To view the entire list of categories and sub-categories and their relevant definitions, take a look at the SEBI circular.

SEBI has also mandated that each fund house can have ONLY one scheme in each category. So only one large-cap fund, only on tax-saving fund, and so on and so forth; the exception being sector funds, ETFs and FoFs.

Once such a scheme has been pegged to a category, it has to stay within the boundaries of that category. So a large-cap fund cannot change its complexion to a multi-cap one when the market is not favouring larger fare. In other words, the fund manager needs complete adherence to the fund's mandate. And yes, SEBI sets the definition for each category taking out the ambiguity and flexibility on the fund manager's part. This is an extremely positive move. Since the investing universe is now defined more sharply, there is more clarity in decoding a fund manager's performance.

While the fund industry groaned collectively at the colossal task facing them, it turned out to be an "OMG!" moment for financial advisers and investors once the implication on their portfolios hit them. If a fund was selected for its specific mandate and was a winner simply for the strategy from which it operated under, a change in either would definitely necessitate a relook.

How are we at Future Focus proceeding

Managers have made their categorization lists public and are now in the process of aligning their portfolios with the revised mandates. We expect this exercise to be completed by the end of June 2018.
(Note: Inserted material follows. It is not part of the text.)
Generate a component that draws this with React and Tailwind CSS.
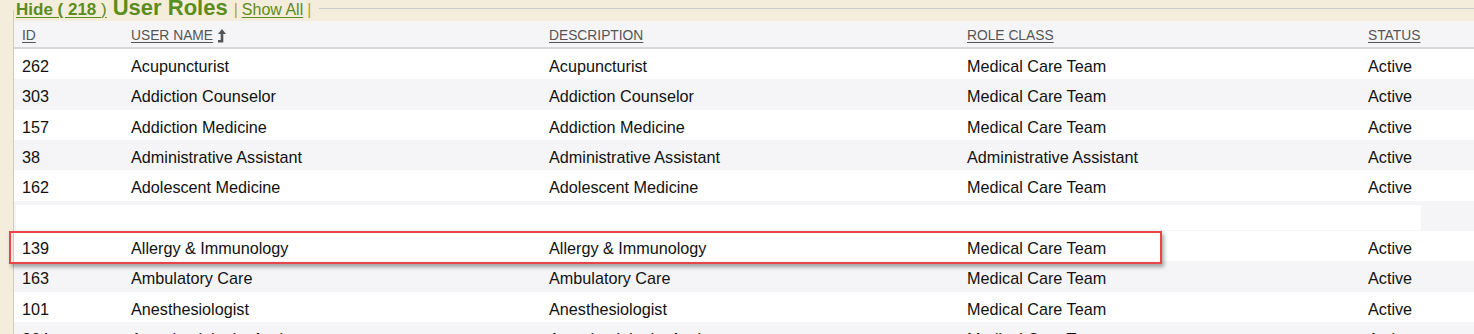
import React from "react";

const roles = [
  { id: "262", name: "Acupuncturist", desc: "Acupuncturist", cls: "Medical Care Team", status: "Active" },
  { id: "303", name: "Addiction Counselor", desc: "Addiction Counselor", cls: "Medical Care Team", status: "Active" },
  { id: "157", name: "Addiction Medicine", desc: "Addiction Medicine", cls: "Medical Care Team", status: "Active" },
  { id: "38", name: "Administrative Assistant", desc: "Administrative Assistant", cls: "Administrative Assistant", status: "Active" },
  { id: "162", name: "Adolescent Medicine", desc: "Adolescent Medicine", cls: "Medical Care Team", status: "Active" },
  null,
  { id: "139", name: "Allergy & Immunology", desc: "Allergy & Immunology", cls: "Medical Care Team", status: "Active" },
  { id: "163", name: "Ambulatory Care", desc: "Ambulatory Care", cls: "Medical Care Team", status: "Active" },
  { id: "101", name: "Anesthesiologist", desc: "Anesthesiologist", cls: "Medical Care Team", status: "Active" },
  { id: "264", name: "Anesthesiologist Assistant", desc: "Anesthesiologist Assistant", cls: "Medical Care Team", status: "Active" },
];

const cols = "grid grid-cols-[117px_418px_418px_401px_1fr]";

function SortUp() {
  return (
    <svg width="9" height="14" viewBox="0 0 9 14" className="ml-[4px] inline-block">
      <path d="M5 0 L9 5 L6.3 5 L6.3 13.5 L1 13.5 L1 11 L3.7 11 L3.7 5 L1 5 Z" fill="#555" />
    </svg>
  );
}

function HeaderCell({ children, first }) {
  return (
    <div className={`flex items-center pt-[4px] ${first ? "pl-[8px]" : ""}`}>
      <span className="underline underline-offset-[2px] decoration-[#555]">{children}</span>
      {children === "USER NAME" && <SortUp />}
    </div>
  );
}

export default function App() {
  return (
    <div className="relative h-[334px] w-[1474px] overflow-hidden bg-[#f5eddc] font-['Liberation_Sans',Arial,sans-serif]">
      {/* fieldset frame: left rule starts below the legend */}
      <div className="ml-[13px] mt-[10px] flex flex-col border-l border-[#cfcbc0]">
        {/* legend line */}
        <div className="-mt-[10px] flex h-[21px] items-baseline overflow-hidden pl-[2px] text-[#5b8c1e]">
          <a className="text-[17px] leading-[15px] underline underline-offset-[2px]">
            <span className="font-bold">Hide ( 218 </span>)
          </a>
          <span className="ml-[6px] text-[22px] font-bold leading-[15px]">User Roles</span>
          <span className="ml-[6px] text-[16px] leading-[15px] text-[#b4a232]">|</span>
          <a className="ml-[4px] text-[16px] leading-[15px] underline underline-offset-[2px]">Show All</a>
          <span className="ml-[4px] text-[16px] leading-[15px] text-[#b4a232]">|</span>
          <div className="ml-[8px] mt-[8px] h-0 flex-1 self-start border-t border-[#cccccc]" />
        </div>

        {/* column headers */}
        <div className={`${cols} h-[28px] border-b-2 border-[#d8d8d8] bg-[#f5f5f7] text-[13.8px] text-[#555]`}>
          <HeaderCell first>ID</HeaderCell>
          <HeaderCell>USER NAME</HeaderCell>
          <HeaderCell>DESCRIPTION</HeaderCell>
          <HeaderCell>ROLE CLASS</HeaderCell>
          <HeaderCell>STATUS</HeaderCell>
        </div>

        {/* rows */}
        {roles.map((r, i) => {
          const bg = i % 2 === 0 ? "bg-white" : "bg-[#f5f5f7]";
          if (!r) {
            return (
              <div key={i} className={`h-[30.35px] ${bg}`}>
                <div className="ml-[2px] mt-[4px] h-[25px] w-[1405px] bg-white" />
              </div>
            );
          }
          return (
            <div key={i} className={`${cols} h-[30.35px] ${bg} pt-[4px] text-[16.2px] text-[#111]`}>
              <div className="flex items-center pl-[8px]">{r.id}</div>
              <div className="flex items-center">{r.name}</div>
              <div className="flex items-center">{r.desc}</div>
              <div className="flex items-center">{r.cls}</div>
              <div className="flex items-center">{r.status}</div>
            </div>
          );
        })}
      </div>

      {/* highlight around the selected role */}
      <div className="pointer-events-none absolute left-[9px] top-[231px] h-[33px] w-[1153px] border-2 border-[#e84548] shadow-[2px_3px_4px_rgba(0,0,0,0.35)]" />
    </div>
  );
}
The fund research team is taking a fresh look at the funds in light of the revised mandates announced by the fund houses. But it does not stop there. To gain greater depth of understanding, we shall be visiting the AMCs to gain a perspective from the fund managers on how they intend to run their respective fund within the confines of the revised mandate. This is particularly true for categories that allow fairly broad mandates such as Multicap, Dynamic Bond and Dynamic Asset Allocation. For example, a large-cap re-classified as a multi-cap fund doesn't necessarily mean a significant move away from the previous mandate if the manager continues to run it with a large-cap bias.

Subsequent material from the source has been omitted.